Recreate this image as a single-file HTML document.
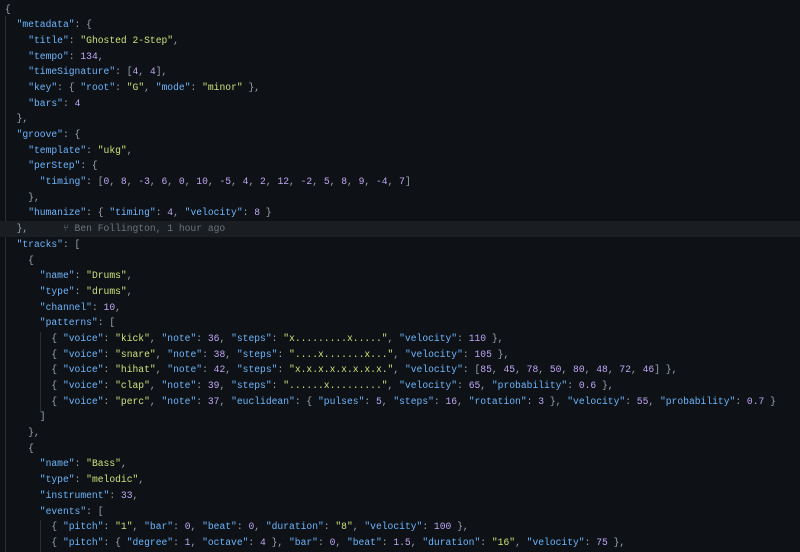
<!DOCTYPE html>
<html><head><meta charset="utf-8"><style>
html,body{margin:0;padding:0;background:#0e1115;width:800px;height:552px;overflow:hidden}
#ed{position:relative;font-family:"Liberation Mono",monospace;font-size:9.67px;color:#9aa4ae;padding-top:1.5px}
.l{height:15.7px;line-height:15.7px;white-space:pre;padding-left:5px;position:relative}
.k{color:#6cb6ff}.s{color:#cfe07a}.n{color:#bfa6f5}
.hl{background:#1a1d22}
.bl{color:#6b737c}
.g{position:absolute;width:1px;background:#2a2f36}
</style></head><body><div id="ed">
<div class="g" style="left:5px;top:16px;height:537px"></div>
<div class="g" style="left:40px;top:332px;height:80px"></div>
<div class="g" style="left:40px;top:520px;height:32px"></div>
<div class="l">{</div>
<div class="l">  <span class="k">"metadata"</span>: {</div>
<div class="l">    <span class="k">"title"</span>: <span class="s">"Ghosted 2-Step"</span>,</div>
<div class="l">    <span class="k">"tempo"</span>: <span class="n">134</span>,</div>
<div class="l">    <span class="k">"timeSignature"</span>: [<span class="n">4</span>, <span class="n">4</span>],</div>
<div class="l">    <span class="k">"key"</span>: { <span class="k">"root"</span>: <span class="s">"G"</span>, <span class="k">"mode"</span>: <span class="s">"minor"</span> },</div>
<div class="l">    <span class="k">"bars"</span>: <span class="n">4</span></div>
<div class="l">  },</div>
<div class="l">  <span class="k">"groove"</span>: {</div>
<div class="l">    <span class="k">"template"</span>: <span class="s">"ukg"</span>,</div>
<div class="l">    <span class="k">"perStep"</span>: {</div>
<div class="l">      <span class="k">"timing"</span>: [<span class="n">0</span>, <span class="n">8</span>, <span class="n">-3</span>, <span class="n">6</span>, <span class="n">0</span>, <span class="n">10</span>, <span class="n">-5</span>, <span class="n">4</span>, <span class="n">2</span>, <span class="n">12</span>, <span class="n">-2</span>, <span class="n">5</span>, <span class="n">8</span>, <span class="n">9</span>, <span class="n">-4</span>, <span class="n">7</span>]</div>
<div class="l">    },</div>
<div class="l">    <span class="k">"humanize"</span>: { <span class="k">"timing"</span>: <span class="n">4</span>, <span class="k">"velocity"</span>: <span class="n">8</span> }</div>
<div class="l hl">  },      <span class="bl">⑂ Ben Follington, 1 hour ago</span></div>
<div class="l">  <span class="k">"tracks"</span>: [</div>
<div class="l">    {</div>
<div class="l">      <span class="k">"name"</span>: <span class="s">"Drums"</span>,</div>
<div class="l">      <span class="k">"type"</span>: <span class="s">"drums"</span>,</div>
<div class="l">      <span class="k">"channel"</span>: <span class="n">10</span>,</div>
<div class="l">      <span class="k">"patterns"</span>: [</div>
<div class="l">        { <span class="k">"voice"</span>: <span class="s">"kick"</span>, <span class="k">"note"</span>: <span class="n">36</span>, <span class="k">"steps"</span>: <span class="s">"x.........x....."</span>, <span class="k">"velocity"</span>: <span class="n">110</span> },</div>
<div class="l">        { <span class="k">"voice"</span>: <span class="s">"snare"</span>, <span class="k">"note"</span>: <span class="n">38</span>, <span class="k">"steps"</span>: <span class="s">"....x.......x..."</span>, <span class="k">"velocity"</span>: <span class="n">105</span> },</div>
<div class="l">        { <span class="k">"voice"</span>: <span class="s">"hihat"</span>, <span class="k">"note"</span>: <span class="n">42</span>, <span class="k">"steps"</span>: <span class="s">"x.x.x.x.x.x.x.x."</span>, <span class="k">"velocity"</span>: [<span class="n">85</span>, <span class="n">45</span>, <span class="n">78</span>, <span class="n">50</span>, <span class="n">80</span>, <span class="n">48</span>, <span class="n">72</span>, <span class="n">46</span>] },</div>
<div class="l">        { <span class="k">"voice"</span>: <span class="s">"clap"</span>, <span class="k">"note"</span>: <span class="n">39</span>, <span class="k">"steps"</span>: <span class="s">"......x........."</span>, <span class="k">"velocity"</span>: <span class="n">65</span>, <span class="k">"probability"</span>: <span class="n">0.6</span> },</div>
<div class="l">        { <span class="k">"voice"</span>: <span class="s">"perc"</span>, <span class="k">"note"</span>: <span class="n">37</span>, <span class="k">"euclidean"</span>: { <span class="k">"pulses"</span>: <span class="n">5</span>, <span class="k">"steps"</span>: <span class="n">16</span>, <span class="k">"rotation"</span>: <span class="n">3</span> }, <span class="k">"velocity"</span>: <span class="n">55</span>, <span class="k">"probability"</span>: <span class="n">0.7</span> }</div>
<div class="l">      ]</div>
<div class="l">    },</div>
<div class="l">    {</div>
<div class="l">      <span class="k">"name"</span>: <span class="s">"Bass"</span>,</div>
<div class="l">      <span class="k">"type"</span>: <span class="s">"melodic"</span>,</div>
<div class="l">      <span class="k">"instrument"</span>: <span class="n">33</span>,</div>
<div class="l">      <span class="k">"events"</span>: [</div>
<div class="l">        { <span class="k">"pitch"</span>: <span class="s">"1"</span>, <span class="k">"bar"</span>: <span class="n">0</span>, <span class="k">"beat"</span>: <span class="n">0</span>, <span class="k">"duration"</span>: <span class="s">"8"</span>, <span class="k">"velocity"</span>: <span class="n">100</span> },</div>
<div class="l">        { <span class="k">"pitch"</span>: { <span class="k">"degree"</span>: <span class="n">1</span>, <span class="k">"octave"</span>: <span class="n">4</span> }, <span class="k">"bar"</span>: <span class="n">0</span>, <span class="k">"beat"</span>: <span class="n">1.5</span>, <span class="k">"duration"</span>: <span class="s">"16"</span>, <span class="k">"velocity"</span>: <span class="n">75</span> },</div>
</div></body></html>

EXERCISE DETAILS: Return all of the data exactly as written, and drop the pictures.

ANSWER FOR THIS EXERCISE:
Recreate this image as a single-file HTML document.
<!DOCTYPE html>
<html><head><meta charset="utf-8"><style>
html,body{margin:0;padding:0;background:#0e1115;width:800px;height:552px;overflow:hidden}
#ed{position:relative;font-family:"Liberation Mono",monospace;font-size:9.67px;color:#9aa4ae;padding-top:1.5px}
.l{height:15.7px;line-height:15.7px;white-space:pre;padding-left:5px;position:relative}
.k{color:#6cb6ff}.s{color:#cfe07a}.n{color:#bfa6f5}
.hl{background:#1a1d22}
.bl{color:#6b737c}
.g{position:absolute;width:1px;background:#2a2f36}
</style></head><body><div id="ed">
<div class="g" style="left:5px;top:16px;height:537px"></div>
<div class="g" style="left:40px;top:332px;height:80px"></div>
<div class="g" style="left:40px;top:520px;height:32px"></div>
<div class="l">{</div>
<div class="l">  <span class="k">"metadata"</span>: {</div>
<div class="l">    <span class="k">"title"</span>: <span class="s">"Ghosted 2-Step"</span>,</div>
<div class="l">    <span class="k">"tempo"</span>: <span class="n">134</span>,</div>
<div class="l">    <span class="k">"timeSignature"</span>: [<span class="n">4</span>, <span class="n">4</span>],</div>
<div class="l">    <span class="k">"key"</span>: { <span class="k">"root"</span>: <span class="s">"G"</span>, <span class="k">"mode"</span>: <span class="s">"minor"</span> },</div>
<div class="l">    <span class="k">"bars"</span>: <span class="n">4</span></div>
<div class="l">  },</div>
<div class="l">  <span class="k">"groove"</span>: {</div>
<div class="l">    <span class="k">"template"</span>: <span class="s">"ukg"</span>,</div>
<div class="l">    <span class="k">"perStep"</span>: {</div>
<div class="l">      <span class="k">"timing"</span>: [<span class="n">0</span>, <span class="n">8</span>, <span class="n">-3</span>, <span class="n">6</span>, <span class="n">0</span>, <span class="n">10</span>, <span class="n">-5</span>, <span class="n">4</span>, <span class="n">2</span>, <span class="n">12</span>, <span class="n">-2</span>, <span class="n">5</span>, <span class="n">8</span>, <span class="n">9</span>, <span class="n">-4</span>, <span class="n">7</span>]</div>
<div class="l">    },</div>
<div class="l">    <span class="k">"humanize"</span>: { <span class="k">"timing"</span>: <span class="n">4</span>, <span class="k">"velocity"</span>: <span class="n">8</span> }</div>
<div class="l hl">  },      <span class="bl">⑂ Ben Follington, 1 hour ago</span></div>
<div class="l">  <span class="k">"tracks"</span>: [</div>
<div class="l">    {</div>
<div class="l">      <span class="k">"name"</span>: <span class="s">"Drums"</span>,</div>
<div class="l">      <span class="k">"type"</span>: <span class="s">"drums"</span>,</div>
<div class="l">      <span class="k">"channel"</span>: <span class="n">10</span>,</div>
<div class="l">      <span class="k">"patterns"</span>: [</div>
<div class="l">        { <span class="k">"voice"</span>: <span class="s">"kick"</span>, <span class="k">"note"</span>: <span class="n">36</span>, <span class="k">"steps"</span>: <span class="s">"x.........x....."</span>, <span class="k">"velocity"</span>: <span class="n">110</span> },</div>
<div class="l">        { <span class="k">"voice"</span>: <span class="s">"snare"</span>, <span class="k">"note"</span>: <span class="n">38</span>, <span class="k">"steps"</span>: <span class="s">"....x.......x..."</span>, <span class="k">"velocity"</span>: <span class="n">105</span> },</div>
<div class="l">        { <span class="k">"voice"</span>: <span class="s">"hihat"</span>, <span class="k">"note"</span>: <span class="n">42</span>, <span class="k">"steps"</span>: <span class="s">"x.x.x.x.x.x.x.x."</span>, <span class="k">"velocity"</span>: [<span class="n">85</span>, <span class="n">45</span>, <span class="n">78</span>, <span class="n">50</span>, <span class="n">80</span>, <span class="n">48</span>, <span class="n">72</span>, <span class="n">46</span>] },</div>
<div class="l">        { <span class="k">"voice"</span>: <span class="s">"clap"</span>, <span class="k">"note"</span>: <span class="n">39</span>, <span class="k">"steps"</span>: <span class="s">"......x........."</span>, <span class="k">"velocity"</span>: <span class="n">65</span>, <span class="k">"probability"</span>: <span class="n">0.6</span> },</div>
<div class="l">        { <span class="k">"voice"</span>: <span class="s">"perc"</span>, <span class="k">"note"</span>: <span class="n">37</span>, <span class="k">"euclidean"</span>: { <span class="k">"pulses"</span>: <span class="n">5</span>, <span class="k">"steps"</span>: <span class="n">16</span>, <span class="k">"rotation"</span>: <span class="n">3</span> }, <span class="k">"velocity"</span>: <span class="n">55</span>, <span class="k">"probability"</span>: <span class="n">0.7</span> }</div>
<div class="l">      ]</div>
<div class="l">    },</div>
<div class="l">    {</div>
<div class="l">      <span class="k">"name"</span>: <span class="s">"Bass"</span>,</div>
<div class="l">      <span class="k">"type"</span>: <span class="s">"melodic"</span>,</div>
<div class="l">      <span class="k">"instrument"</span>: <span class="n">33</span>,</div>
<div class="l">      <span class="k">"events"</span>: [</div>
<div class="l">        { <span class="k">"pitch"</span>: <span class="s">"1"</span>, <span class="k">"bar"</span>: <span class="n">0</span>, <span class="k">"beat"</span>: <span class="n">0</span>, <span class="k">"duration"</span>: <span class="s">"8"</span>, <span class="k">"velocity"</span>: <span class="n">100</span> },</div>
<div class="l">        { <span class="k">"pitch"</span>: { <span class="k">"degree"</span>: <span class="n">1</span>, <span class="k">"octave"</span>: <span class="n">4</span> }, <span class="k">"bar"</span>: <span class="n">0</span>, <span class="k">"beat"</span>: <span class="n">1.5</span>, <span class="k">"duration"</span>: <span class="s">"16"</span>, <span class="k">"velocity"</span>: <span class="n">75</span> },</div>
</div></body></html>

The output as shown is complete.